Antes de los reglamentarios catorce que indicaban las tabulaciones sugeridas por las autoridades de la censura mamá juzgó que mi madurez habilitaba el ingreso al cine en su compañía. Me hice grande de la mano de títulos como Bodas de Sangre, con Gades y Saura sacando chispas de García Lorca, Será justicia, curiosa traducción de The verdict con Newman y Rampling y (música de suspenso) la película de título esquivo cuyos únicos datos eran ballet, Maya y un tren. Años después disfruté el Bolero de Ravel a modo de consuelo mientras intentaba localizar la película extraviada. En mi cerebro, rumores de aquel film me atropellaban como el tren envuelto en una luz roja que destruía la figura de la bailarina en el primer plano de mi pantalla.
El jueves pasado, una mención a Isadora Duncan en los prometedores capítulos iniciales de la novela El sexo es mi lenguaje reavivó mi búsqueda.
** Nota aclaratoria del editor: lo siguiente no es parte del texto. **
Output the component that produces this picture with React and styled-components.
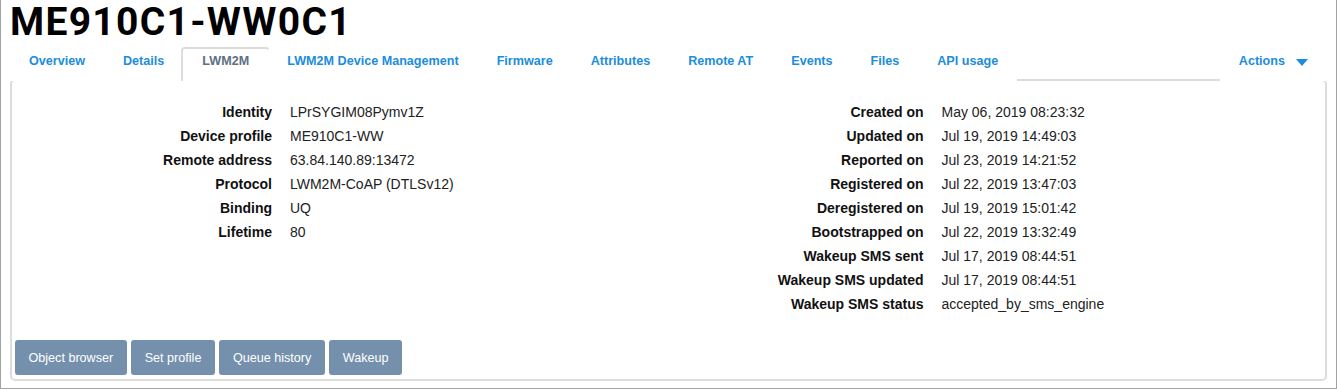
import React from "react";
import styled, { createGlobalStyle } from "styled-components";

const GlobalStyle = createGlobalStyle`
  html, body {
    margin: 0;
    padding: 0;
    background: #fff;
  }
  body {
    font-family: "Liberation Sans", Arial, sans-serif;
    font-size: 14px;
    color: #222;
  }
`;

const Frame = styled.div`
  box-sizing: border-box;
  width: 1337px;
  height: 389px;
  border: 1px solid #a3a3a3;
  border-top: none;
  overflow: hidden;
`;

const Title = styled.h1`
  margin: 0;
  padding: 0 0 0 9px;
  height: 47px;
  box-sizing: border-box;
  font-family: Roboto, "DejaVu Sans", sans-serif;
  font-weight: 700;
  font-size: 39px;
  line-height: 45px;
  letter-spacing: 1.3px;
  color: #000;
`;

const TabBar = styled.ul`
  display: flex;
  list-style: none;
  margin: 0 9px -2px;
  padding: 0;
  position: relative;
  z-index: 1;
`;

const Tab = styled.li`
  box-sizing: border-box;
  height: 34px;
  padding: 5px ${(p) => (p.$active ? "19px" : "17px")} 0;
  display: flex;
  align-items: flex-start;
  gap: 11px;
  font-weight: 700;
  font-size: 12.6px;
  line-height: 15px;
  color: ${(p) => (p.$active ? "#5d7082" : "#1c8ddb")};
  background: #fff;
  border: 2px solid ${(p) => (p.$active ? "#dcdcdc" : "transparent")};
  border-bottom: none;
  border-radius: 4px 4px 0 0;
  margin: ${(p) => (p.$active ? "0 -2px" : "0")};
  margin-left: ${(p) => (p.$right ? "auto" : undefined)};
  cursor: pointer;
`;

const Caret = styled.span`
  margin-top: 5px;
  width: 0;
  height: 0;
  border-left: 6px solid transparent;
  border-right: 6px solid transparent;
  border-top: 7px solid #1c8ddb;
`;

const Panel = styled.div`
  box-sizing: border-box;
  margin: 0 9px;
  height: 302px;
  border: 2px solid #dcdcdc;
  border-radius: 5px;
  display: flex;
  flex-direction: column;
`;

const InfoGrid = styled.div`
  display: grid;
  grid-template-columns: 1fr 1fr;
  padding-top: 19px;
`;

const InfoList = styled.dl`
  margin: 0;
  display: grid;
  grid-template-columns: ${(p) => p.$labelWidth}px 1fr;
  column-gap: 18px;
  align-content: start;
`;

const Label = styled.dt`
  text-align: right;
  font-weight: 700;
  color: #111;
  line-height: 24px;
`;

const Value = styled.dd`
  margin: 0;
  color: #222;
  line-height: 24px;
`;

const ButtonRow = styled.div`
  margin-top: auto;
  display: flex;
  gap: 4.5px;
  padding: 0 0 4px 3px;
`;

const Button = styled.button`
  height: 35px;
  padding: 0 13.5px;
  border: none;
  border-radius: 3px;
  background: #7590ad;
  color: #fff;
  font-family: "Liberation Sans", Arial, sans-serif;
  font-size: 12.6px;
  cursor: pointer;
`;

const tabs = [
  "Overview",
  "Details",
  "LWM2M",
  "LWM2M Device Management",
  "Firmware",
  "Attributes",
  "Remote AT",
  "Events",
  "Files",
  "API usage",
];

const leftInfo = [
  ["Identity", "LPrSYGIM08Pymv1Z"],
  ["Device profile", "ME910C1-WW"],
  ["Remote address", "63.84.140.89:13472"],
  ["Protocol", "LWM2M-CoAP (DTLSv12)"],
  ["Binding", "UQ"],
  ["Lifetime", "80"],
];

const rightInfo = [
  ["Created on", "May 06, 2019 08:23:32"],
  ["Updated on", "Jul 19, 2019 14:49:03"],
  ["Reported on", "Jul 23, 2019 14:21:52"],
  ["Registered on", "Jul 22, 2019 13:47:03"],
  ["Deregistered on", "Jul 19, 2019 15:01:42"],
  ["Bootstrapped on", "Jul 22, 2019 13:32:49"],
  ["Wakeup SMS sent", "Jul 17, 2019 08:44:51"],
  ["Wakeup SMS updated", "Jul 17, 2019 08:44:51"],
  ["Wakeup SMS status", "accepted_by_sms_engine"],
];

const Info = ({ rows, labelWidth }) => (
  <InfoList $labelWidth={labelWidth}>
    {rows.map(([k, v]) => (
      <React.Fragment key={k}>
        <Label>{k}</Label>
        <Value>{v}</Value>
      </React.Fragment>
    ))}
  </InfoList>
);

const App = () => {
  return (
    <Frame>
      <GlobalStyle />
      <Title>ME910C1-WW0C1</Title>
      <TabBar>
        {tabs.map((t) => (
          <Tab key={t} $active={t === "LWM2M"}>
            {t}
          </Tab>
        ))}
        <Tab $right>
          Actions
          <Caret />
        </Tab>
      </TabBar>
      <Panel>
        <InfoGrid>
          <Info rows={leftInfo} labelWidth={260} />
          <Info rows={rightInfo} labelWidth={255} />
        </InfoGrid>
        <ButtonRow>
          <Button>Object browser</Button>
          <Button>Set profile</Button>
          <Button>Queue history</Button>
          <Button>Wakeup</Button>
        </ButtonRow>
      </Panel>
    </Frame>
  );
};

export default App;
Tras un estimulante encuentro del taller de cine semanal concluí que con los fuera de campo y las insinuaciones recortadas montamos nuestra propia película. Decidí no dar nada por sentado y repasar uno a uno y fotograma a fotograma los films de la Plisétskaya. Comencé por Anna Karenina. La suerte estuvo de mi lado.
Para mi sorpresa el tren era un personaje de mi imaginación; la luz roja anunciaba la presencia de Godunov y el infierno que desataba. Una importante miopía, diagnosticada uno o dos años después de aquellos eventos, y una imaginación a prueba de sentidos deficientes me impulsaron a dirigir esta versión propia, originalísima e intransferible, de la película protagonizada por una bailarina que sucumbe atropellada por un tren. La búsqueda fue una excusa, mi propia alegoría enamorada de los errores. El viaje no estuvo mal.